Bajo un escenario montesino, inhóspito, domado por labores humanas cotidianas, vive una conjunción familiar particular, de la que hace parte Helena, mujer hermosa, mujer fértil, mujer luz. Bajo un clima que predice la llegada de la lluvia se gesta en el interior de Helena una vida, y la tierra, asimismo, se prepara para renacer, como un ciclo constante, casi imperceptible.
Iniciando con el sonido, en esta película es una presencia abrumadora, fuerte, enigmática, como una voz de selva cargando cada cuadro, incluso, cuadros en interiores, en casa, espacio vacío, amplio, espacio donde el eco del monte y sus criaturas pequeñas retumban. No puede esperarse un relato ordenado y emocional o sinuoso, se trata, en cambio, de una sucesión de imágenes en contexto, de historias que se insinúan, donde ni siquiera el conflicto es ya motivo para mover a los personajes a hacer grandes cosas; que van por la vida asumiendo sin miramientos su condición rutinaria, sus oficios diarios, sosegados.
El espectador empieza a habitar el silencio de una familia, el despertar sexual en el aislamiento de lo urbano, la inocencia infantil, el juego ruralizado, la explosión pasional y también el apagarse de esta, la resignación en gran parte femenina y la constante pregunta por el padre de alguna manera silenciada por la tierra, el agua y el río.

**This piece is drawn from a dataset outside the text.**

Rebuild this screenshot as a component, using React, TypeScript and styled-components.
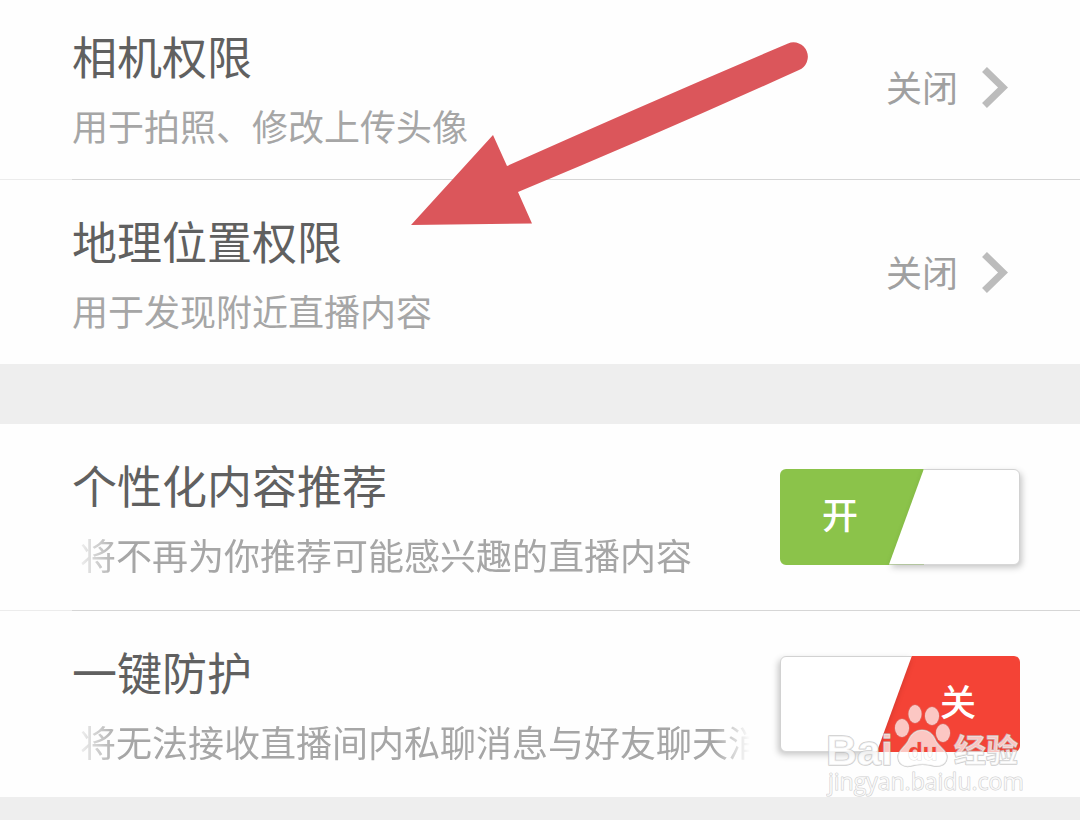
import React from "react";
import styled, { createGlobalStyle, css } from "styled-components";

const GlobalStyle = createGlobalStyle`
  *, *::before, *::after { box-sizing: border-box; }
  html { background: #eeeeee; }
  body {
    margin: 0;
    background: #eeeeee;
    color: #5f5f5f;
    font-family: "Noto Sans CJK SC", sans-serif;
    overflow-x: hidden;
  }
`;

const Page = styled.main`
  position: relative;
  display: flex;
  flex-direction: column;
  gap: 60px;
  padding-bottom: 23px;
`;

const Group = styled.section`
  position: relative;
  background: #fefefe;
`;

const rowStyle = css<{ $flush?: boolean }>`
  display: flex;
  align-items: center;
  justify-content: space-between;
  gap: 30px;
  width: 100%;
  padding: ${(p) => (p.$flush ? "26px" : "31px")} 72px 28px;
`;

const LinkRow = styled.button<{ $flush?: boolean }>`
  ${rowStyle}
  border: 0;
  background: transparent;
  color: inherit;
  font: inherit;
  text-align: left;
  cursor: pointer;
`;

const SwitchRow = styled.div`
  ${rowStyle}
  padding-right: 60px;
  padding-bottom: 30px;
`;

const Divider = styled.hr`
  height: 1px;
  margin: 0;
  border: 0;
  background: linear-gradient(to right, #ececec 72px, #d6d6d6 72px);
`;

const Texts = styled.span`
  display: flex;
  flex: 1;
  flex-direction: column;
  gap: 13px;
  min-width: 0;
`;

const Title = styled.span`
  color: #606060;
  font-size: 45px;
  line-height: 60px;
  white-space: nowrap;
`;

const Description = styled.span<{ $scrolling?: boolean }>`
  color: #a6a6a6;
  font-size: 36px;
  line-height: 52px;
  white-space: nowrap;
  ${(p) =>
    p.$scrolling &&
    css`
      overflow: hidden;
      padding-left: 8px;
      mask-image: linear-gradient(to right, transparent, #000 48px, #000 calc(100% - 36px), transparent);
    `}
`;

const Status = styled.span`
  display: flex;
  align-items: center;
  gap: 24px;
  padding-bottom: 2px;
  color: #a0a0a0;
  font-size: 36px;
  line-height: 48px;
`;

const StatusText = styled.span`
  padding-bottom: 4px;
`;

const ChevronIcon = styled.svg`
  width: 26px;
  height: 42px;
`;

const Toggle = styled.label`
  position: relative;
  flex: none;
  width: 240px;
  height: 96px;
  margin-bottom: 2px;
  cursor: pointer;
`;

const ToggleInput = styled.input`
  position: absolute;
  inset: 0;
  width: 100%;
  height: 100%;
  margin: 0;
  opacity: 0;
`;

const ToggleFace = styled.span<{ $on: boolean }>`
  display: flex;
  align-items: center;
  justify-content: ${(p) => (p.$on ? "flex-start" : "flex-end")};
  height: 100%;
  padding: 0 ${(p) => (p.$on ? "42px" : "44px")} 8px;
  border-radius: 6px;
  background: ${(p) =>
    p.$on
      ? "linear-gradient(to right, #8bc34a 144px, transparent 144px)"
      : "linear-gradient(to left, #f44336 144px, transparent 144px)"};
  color: #ffffff;
  font-size: 36px;
  font-weight: 500;
  line-height: 48px;
`;

const ToggleSlab = styled.span<{ $on: boolean }>`
  position: absolute;
  inset: 0;
  filter: drop-shadow(${(p) => (p.$on ? "2px" : "-2px")} 3px 3px rgba(0, 0, 0, 0.22));
  pointer-events: none;

  &::before {
    content: "";
    display: block;
    height: 100%;
    border: 1px solid #d2d2d2;
    border-radius: 6px;
    background: #ffffff;
    clip-path: ${(p) =>
      p.$on
        ? "polygon(144px 0, 100% 0, 100% 100%, 109px 100%)"
        : "polygon(0 0, 132px 0, 97px 100%, 0 100%)"};
  }
`;

const Arrow = styled.svg`
  position: absolute;
  top: 0;
  left: 0;
  width: 820px;
  height: 240px;
  pointer-events: none;
`;

const Watermark = styled.svg`
  position: absolute;
  right: 54px;
  bottom: 0;
  width: 200px;
  height: 97px;
  pointer-events: none;
`;

function Chevron() {
  return (
    <ChevronIcon viewBox="0 0 26 42" aria-hidden="true">
      <path d="M2.500 2.500L21 20.500L2.500 38.500" fill="none" stroke="#bcbcbc" strokeWidth="7" />
    </ChevronIcon>
  );
}

interface PermissionProps {
  title: string;
  description: string;
  flush?: boolean;
}

function Permission({ title, description, flush }: PermissionProps) {
  return (
    <LinkRow type="button" $flush={flush}>
      <Texts>
        <Title>{title}</Title>
        <Description>{description}</Description>
      </Texts>
      <Status>
        <StatusText>关闭</StatusText>
        <Chevron />
      </Status>
    </LinkRow>
  );
}

interface SwitchProps {
  id: string;
  title: string;
  description: string;
  initial: boolean;
}

function SwitchSetting({ id, title, description, initial }: SwitchProps) {
  const [on, setOn] = React.useState(initial);
  return (
    <SwitchRow>
      <Texts>
        <Title id={id + "-title"}>{title}</Title>
        <Description $scrolling>{description}</Description>
      </Texts>
      <Toggle htmlFor={id}>
        <ToggleFace $on={on}>{on ? "开" : "关"}</ToggleFace>
        <ToggleSlab $on={on} />
        <ToggleInput
          id={id}
          type="checkbox"
          role="switch"
          aria-labelledby={id + "-title"}
          checked={on}
          onChange={(e) => setOn(e.target.checked)}
        />
      </Toggle>
    </SwitchRow>
  );
}

function BaiduMark() {
  return (
    <Watermark viewBox="0 0 200 97" role="img" aria-label="Baidu 经验">
      <defs>
        <linearGradient id="du-fill" gradientUnits="userSpaceOnUse" x1="0" y1="0" x2="0" y2="97">
          <stop offset="0.536" stopColor="#f44336" />
          <stop offset="0.536" stopColor="#ffffff" />
        </linearGradient>
      </defs>
      <g
        fill="#ffffff"
        fillOpacity="0.7"
        stroke="#bcbcbc"
        strokeOpacity="0.75"
        strokeWidth="1.500"
        strokeLinejoin="round"
        paintOrder="stroke"
      >
        <text x="0" y="65" fontFamily="Liberation Sans, sans-serif" fontWeight="700" fontSize="43">Bai</text>
        <g strokeOpacity="0.3">
          <ellipse cx="76" cy="28" rx="7" ry="9" />
          <ellipse cx="89" cy="14" rx="6.500" ry="9" />
          <ellipse cx="106" cy="16" rx="7" ry="9" />
          <ellipse cx="117" cy="33" rx="7" ry="9" />
        </g>
        <path d="M96 30C104 30 108 36 110 41C113 47 121 50 121 57C121 64 115 67 108 66C101 64 92 64 85 66C77 68 72 63 72 57C72 50 79 47 82 41C84 36 88 30 96 30Z" />
        <text x="128" y="62" fontFamily="Noto Sans CJK SC, sans-serif" fontWeight="700" fontSize="32">经验</text>
        <text x="2" y="90" fontFamily="Open Sans, sans-serif" fontSize="23" strokeWidth="1">jingyan.baidu.com</text>
      </g>
      <text
        x="82"
        y="60"
        fontFamily="Liberation Sans, sans-serif"
        fontWeight="700"
        fontSize="24"
        fill="url(#du-fill)"
        stroke="#bcbcbc"
        strokeOpacity="0.5"
        strokeWidth="1"
        paintOrder="stroke"
      >
        du
      </text>
    </Watermark>
  );
}

export default function App() {
  return (
    <>
      <GlobalStyle />
      <Page>
        <Group>
          <Permission title="相机权限" description="用于拍照、修改上传头像" flush />
          <Divider />
          <Permission title="地理位置权限" description="用于发现附近直播内容" />
          <Arrow viewBox="0 0 820 240" aria-hidden="true">
            <path
              d="M411 225L493 135L507 166Q650 102 788 43.500A14.200 14.200 0 0 1 799 70Q660 133 518 192L532 223.500Z"
              fill="#db565b"
            />
          </Arrow>
        </Group>
        <Group>
          <SwitchSetting
            id="recommend"
            title="个性化内容推荐"
            description="将不再为你推荐可能感兴趣的直播内容"
            initial={true}
          />
          <Divider />
          <SwitchSetting
            id="protect"
            title="一键防护"
            description="将无法接收直播间内私聊消息与好友聊天消息"
            initial={false}
          />
          <BaiduMark />
        </Group>
      </Page>
    </>
  );
}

Hay momentos que rompen con ese aire callado, “objetivo”, de la cámara, pues se proponen simbolismos: la radio como un mundo de otrora, la tierra y la vestimenta como memoria secreta, la tierra y los alimentos sacados del río en tanto deber, o incluso, la tierra y el cuerpo como entes orgánicos en constante transformación. En estos casos, la dirección de arte es clara y contundente, de una suavidad característica, que no pretende opacar la fuerza natural del entorno que abraza a la familia, que permite sentir la vastedad que los traga, gracias a la carga de verdes y la sencillez del decorado en la locación.
La gestación y el cuerpo de la mujer se erigen sin temor, afrontando las condiciones, aunque la mirada quede perdida, lejana, impávida; donde no hay desamor explícito alguno, pero tampoco un brillo que encienda la llama. Entonces, bajo la latente tragedia en el río y unas notas de piano extradiegéticas siempre sollozando, se espera el nacimiento crudo y visceral, mientras tanto, los sucesos van muriendo en el silencio de su condición: la soledad.